Friday, April 2, 2010

Pour Out

It’s easy for me to lose track of time, of days, of events.

While nothing about my days are consistent, I do find myself in a routine of managing the day… when to take my meds, what to take, figuring out if I need to rest or to move, deciding what I can do later based on what I’m trying to do in the moment. It’s different every day, but it’s my version of a daily routine.

And the world keeps going on outside my bubble. I watch the news in the evening and discover we had a warm weather day. I talk to a friend on the phone and hear about changes around town and activities that are starting for their kids. I ask about the next weekend’s plans and discover… it’s Easter. And discover, yet again, the date has gotten away from me.

Yes, I can definitely lose track.

In years past, Easter would never have escaped my attention because I would have been serving at my church. I would have been helping with liturgy planning, practicing music for the many Holy Week services, some years even sponsoring members to join our church in the sacraments of Baptism and Confirmation on Holy Saturday.

We’d plan for the washing of the feet on Thursday night. I would be overwhelmed by the sound of hammering nails during Good Friday services as we would sing “Were You There.” And, while some would complain about our three hour sunset services on Holy Saturday, I would often find the time going by too quickly as people would step into our baptismal font to be immersed in the waters of baptism. The three days leading up to Easter Sunday were what helped give that Sunday Mass its meaning.

I loved serving at all of it.

As I sat here thinking about it today, thinking of how being taken out of the routine can leave me not knowing which weekend Easter falls on, it occurred to me that Holy Thursday, Good Friday, Holy Saturday and Easter Sunday should be treated as days that could fall on any week of the year. I should be ready… in servant mode… so even if the day snuck up on me I would be ready to celebrate His resurrection.

I can be praising, honoring and preparing for that day every day. I can always find ways to serve. That was my focus this Lent, as I talked about being aware of acting as His hands and feet. Some days I did well… others, not so much. But one weekend, as I was joining in my friends’ church services online, I got a new perspective on how important it is to be a servant.

They were preaching on the story of Jesus’ first miracle, when He changed the water into wine at the wedding. The part of the story I never really thought about before is that the guests didn’t know about the miracle, but the SERVANTS did. They trusted this man who told them to fill their jugs with water, and they trusted when they were told to pour the liquid into the waiting cups of the guests.

They trusted Jesus. They served others as they were instructed to do. And they saw the miracle of something plain and bland turning into something colorful and rich. Jesus could have performed the miracle of turning water into wine, but no one would have known if there was no one to serve it to the people.

When we are servants, we see the miracles.

When we serve, the miracles are poured out to others.

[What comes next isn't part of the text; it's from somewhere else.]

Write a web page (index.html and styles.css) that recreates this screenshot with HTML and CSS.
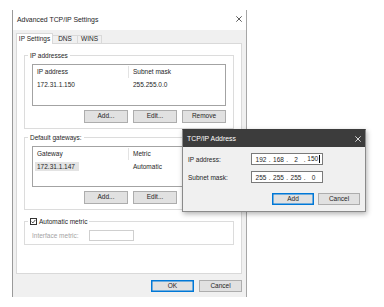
FILE: index.html
```html
<!DOCTYPE html>
<html>
<head>
<meta charset="utf-8">
<link rel="stylesheet" href="styles.css">
</head>
<body>
<div class="win-main">
  <div class="titlebar">
    <span class="title">Advanced TCP/IP Settings</span>
    <svg class="close" viewBox="0 0 6 6" width="6" height="6"><path d="M0.3 0.3 L5.7 5.7 M5.7 0.3 L0.3 5.7" stroke="#333" stroke-width="0.8" fill="none"/></svg>
  </div>
  <div class="client">
    <div class="tabs">
      <div class="tab active t1">IP Settings</div>
      <div class="tab t2">DNS</div>
      <div class="tab t3">WINS</div>
    </div>
    <div class="panel">
      <fieldset class="group g1">
        <legend>IP addresses</legend>
        <div class="list">
          <div class="lv-head"><span class="c1">IP address</span><span class="c2">Subnet mask</span></div>
          <div class="lv-row"><span class="c1">172.31.1.150</span><span class="c2">255.255.0.0</span></div>
        </div>
        <div class="btnrow">
          <button class="btn">Add...</button>
          <button class="btn">Edit...</button>
          <button class="btn">Remove</button>
        </div>
      </fieldset>
      <fieldset class="group g2">
        <legend>Default gateways:</legend>
        <div class="list list2">
          <div class="lv-head"><span class="c1">Gateway</span><span class="c2">Metric</span></div>
          <div class="lv-row"><span class="c1"><span class="hl">172.31.1.147</span></span><span class="c2">Automatic</span></div>
        </div>
        <div class="btnrow">
          <button class="btn">Add...</button>
          <button class="btn">Edit...</button>
          <button class="btn">Remove</button>
        </div>
      </fieldset>
      <fieldset class="group g3">
        <legend class="cb-legend"><span class="cb"><svg viewBox="0 0 5 5" width="5" height="5"><path d="M0.6 2.6 L1.9 3.9 L4.4 0.9" stroke="#222" stroke-width="0.8" fill="none"/></svg></span>Automatic metric</legend>
        <div class="metric-row">
          <span class="metric-label">Interface metric:</span>
          <span class="metric-input"></span>
        </div>
      </fieldset>
    </div>
    <div class="footer">
      <button class="btn fbtn default">OK</button>
      <button class="btn fbtn">Cancel</button>
    </div>
  </div>
</div>

<div class="win-sub">
  <div class="sub-title">
    <span>TCP/IP Address</span>
    <svg class="close" viewBox="0 0 6 6" width="6" height="6"><path d="M0.3 0.3 L5.7 5.7 M5.7 0.3 L0.3 5.7" stroke="#fff" stroke-width="0.8" fill="none"/></svg>
  </div>
  <div class="sub-body">
    <div class="form">
      <span class="flabel">IP address:</span>
      <div class="ip"><span class="seg">192</span><span class="dot">.</span><span class="seg">168</span><span class="dot">.</span><span class="seg">2</span><span class="dot">.</span><span class="seg">150<span class="caret"></span></span></div>
      <span class="flabel">Subnet mask:</span>
      <div class="ip"><span class="seg">255</span><span class="dot">.</span><span class="seg">255</span><span class="dot">.</span><span class="seg">255</span><span class="dot">.</span><span class="seg">0</span></div>
    </div>
    <div class="sub-buttons">
      <button class="btn sbtn default">Add</button>
      <button class="btn sbtn">Cancel</button>
    </div>
  </div>
</div>
</body>
</html>
```
FILE: styles.css
```css
* { box-sizing: border-box; }
html, body { margin: 0; padding: 0; }
body {
  width: 384px;
  height: 307px;
  background: #fff;
  font-family: "Liberation Sans", Arial, sans-serif;
  font-size: 6.5px;
  color: #1e1e1e;
  overflow: hidden;
  position: relative;
}

.win-main {
  position: absolute;
  left: 12px;
  top: 10px;
  width: 235px;
  height: 287px;
  border-left: 1px solid #9a9a9a;
  border-right: 1px solid #a6a6a6;
  display: flex;
  flex-direction: column;
}
.titlebar {
  height: 20px;
  background: #fff;
  display: flex;
  align-items: center;
  justify-content: space-between;
  padding: 0 4px 2px 4px;
}
.title { font-size: 6.9px; }
.close { display: block; }

.client {
  flex: 1;
  background: #f0f0f0;
  padding: 3px 4px 0 3px;
  display: flex;
  flex-direction: column;
}
.tabs {
  display: flex;
  align-items: flex-end;
  height: 10px;
  position: relative;
  z-index: 1;
}
.tab {
  height: 8px;
  border: 1px solid #d9d9d9;
  border-bottom: none;
  background: #f0f0f0;
  display: flex;
  align-items: center;
  justify-content: center;
  line-height: 1;
}
.tab.active {
  height: 11px;
  margin-bottom: -1px;
  background: #fff;
  position: relative;
  z-index: 2;
}
.t1 { width: 37px; }
.t2 { width: 26px; margin-left: -1px; }
.t3 { width: 25px; margin-left: -1px; }

.panel {
  height: 231px;
  border: 1px solid #d9d9d9;
  background: #fff;
  padding: 0 7px;
}

fieldset.group {
  margin: 0;
  border: 1px solid #dcdcdc;
  padding: 4px 7px 5px;
  min-width: 0;
}
fieldset.group legend {
  padding: 0 2px;
  margin-left: -4px;
  line-height: 9px;
  height: 9px;
}
.g1 { margin-top: 7px !important; }
.g2 { margin-top: 4px !important; }
.g3 { margin-top: 7px !important; padding: 4px 7px 3px !important; }

.list {
  height: 42px;
  border: 1px solid #a3a3a3;
  background: #fff;
}
.list2 { height: 41px; }
.lv-head {
  display: flex;
  height: 13px;
  align-items: center;
}
.lv-head .c1 { border-right: 1px solid #e3e3e3; height: 12px; line-height: 12px; }
.lv-row {
  display: flex;
  height: 12px;
  align-items: center;
}
.c1 { width: 96px; padding-left: 4px; }
.c2 { padding-left: 4px; }
.hl {
  background: #e3e3e3;
  padding: 1px 4px 1px 2px;
  margin-left: -2px;
}

.btnrow {
  display: flex;
  justify-content: flex-end;
  gap: 5px;
  margin-top: 4px;
}
.btn {
  width: 44px;
  height: 13px;
  border: 1px solid #adadad;
  background: #e1e1e1;
  font: inherit;
  color: inherit;
  padding: 0;
  line-height: 1;
}
.btn.default {
  border-color: #0078d7;
  box-shadow: inset 0 0 0 0.5px #0078d7;
}

.cb-legend { display: flex; align-items: center; }
.cb {
  display: inline-flex;
  align-items: center;
  justify-content: center;
  width: 7px;
  height: 7px;
  border: 1px solid #333;
  background: #fff;
  margin-right: 2px;
}
.cb svg { display: block; }

.metric-row { display: flex; align-items: center; }
.metric-label { width: 57px; color: #a3a3a3; }
.metric-input {
  width: 45px;
  height: 11px;
  border: 1px solid #cfcfcf;
  background: #fff;
}

.footer {
  display: flex;
  justify-content: flex-end;
  gap: 5px;
  padding-top: 6px;
}
.fbtn { width: 43px; height: 12px; }

.win-sub {
  position: absolute;
  left: 182px;
  top: 129px;
  width: 184px;
  height: 83px;
  border: 1px solid #8a8a8a;
  border-top-color: #3c3c3c;
  background: #f0f0f0;
  box-shadow: 1px 2px 5px rgba(0, 0, 0, 0.3);
  display: flex;
  flex-direction: column;
}
.sub-title {
  height: 17px;
  background: #3c3c3c;
  color: #fff;
  font-size: 6.9px;
  display: flex;
  align-items: center;
  justify-content: space-between;
  padding: 0 4px 0 4px;
}
.sub-body {
  padding: 6px 5px 0 5px;
}
.form {
  display: grid;
  grid-template-columns: 63px 72px;
  row-gap: 6px;
  align-items: center;
}
.ip {
  height: 12px;
  border: 1px solid #7a7a7a;
  background: #fff;
  display: flex;
  align-items: center;
  padding-left: 2px;
}
.seg { width: 14px; text-align: center; white-space: nowrap; }
.dot { width: 3.5px; text-align: center; }
.caret {
  display: inline-block;
  width: 1px;
  height: 8px;
  background: #000;
  vertical-align: middle;
  margin-left: 0.5px;
}
.sub-buttons {
  display: flex;
  justify-content: flex-end;
  gap: 4px;
  margin-top: 10px;
}
.sbtn { width: 42px; height: 12px; }
```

We are water. We become wine in the moment we serve. We are unqualified, but He qualifies us if we step out in faith.

This man, this son of God who was sacrificed for our sins… who walked the long road with thorns on His head and a cross on His back… this man who humbled Himself to serve with His life as an offering for the sins we had yet to commit…

He did all of that so we could live.

He took the water of our lives and made us wine. He turned us from something bland into something colorful and rich.

And the only way the world will know about it is if we choose to be His servants. If we choose to pour out the miracle of His resurrection to those who are thirsty, waiting with their empty cups.

I will lose track of the days this year. I pray I don’t lose sight of my role as a servant. He sacrificed too much for me to not pay attention.